If I could have dinner with any actor alive, dead or fictitious I’d pick Kermit. Yes, Kermit the frog, the Kermit that Jim Henson brought to life. One of the things that is so appealing about Kermit is he is an underdog. A humble but optimistic guy that left his hometown swamp in search of adventure. Along the way Kermit wrestles with worthiness, failure and relationships. He is relatable. He could be me.

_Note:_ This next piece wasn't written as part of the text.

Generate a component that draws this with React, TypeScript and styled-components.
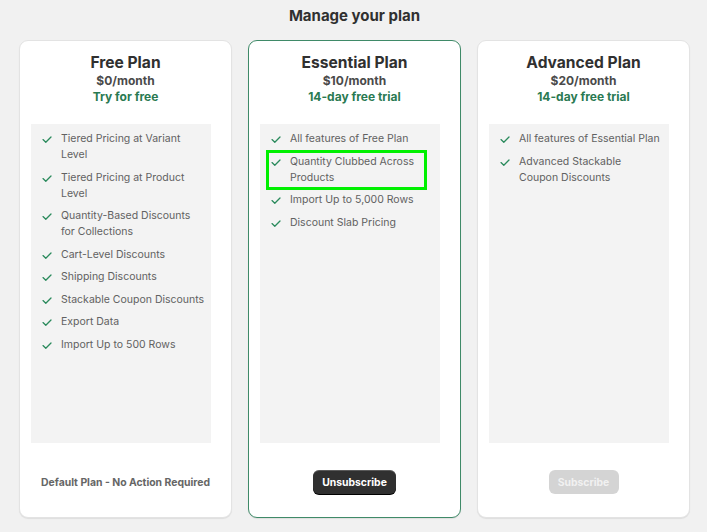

Now that you know about my propensity to cheer for the underdog you may understand why I was blown away by one of the key findings that came out of the innovation study I recently conducted on behalf of the National Business Aviation Association (NBAA). Prior to conducting the research I, perhaps naively, thought that innovation was much more egalitarian. Anyone with the spark of an idea and the motivation to see the project through could innovate, I thought. And that is true to an extent. Within our scope of influence, generally within our authority, we have the latitude to change things and try new things. But for a coordinator or even manager to single-handedly kick-start a full organization focus on innovation, not so much.
To start or sustain an association-wide focus on innovation the association’s CEO must be on board. Most of the the time in the research I saw more than just the CEO’s agreement that innovation is a good thing, it was the CEO who was driving innovation. The CEO sets the goals, they support the staff with resources, they nurture the new culture, they enable the first responders, they celebrate wins, normalize failures and recognize innovative work. In large and in small associations innovation starts with the CEO. In some associations the CEO actually did some project work, at least initially. Then they passed off the work to a team or another staff person. At that point even though they were no longer checking off the tactics they still remained very involved monitoring progress, gauging the mood and boosting the team up if need be.
You may find pockets of innovation at your association. Perhaps you have innovative VPs or department heads who are trying new things and improving member benefits whenever they can. However to have an association-wide focus on innovation you need the support of the CEO. The CEO needs to be an active participant in prioritizing, driving and cheering on innovation throughout the whole organization.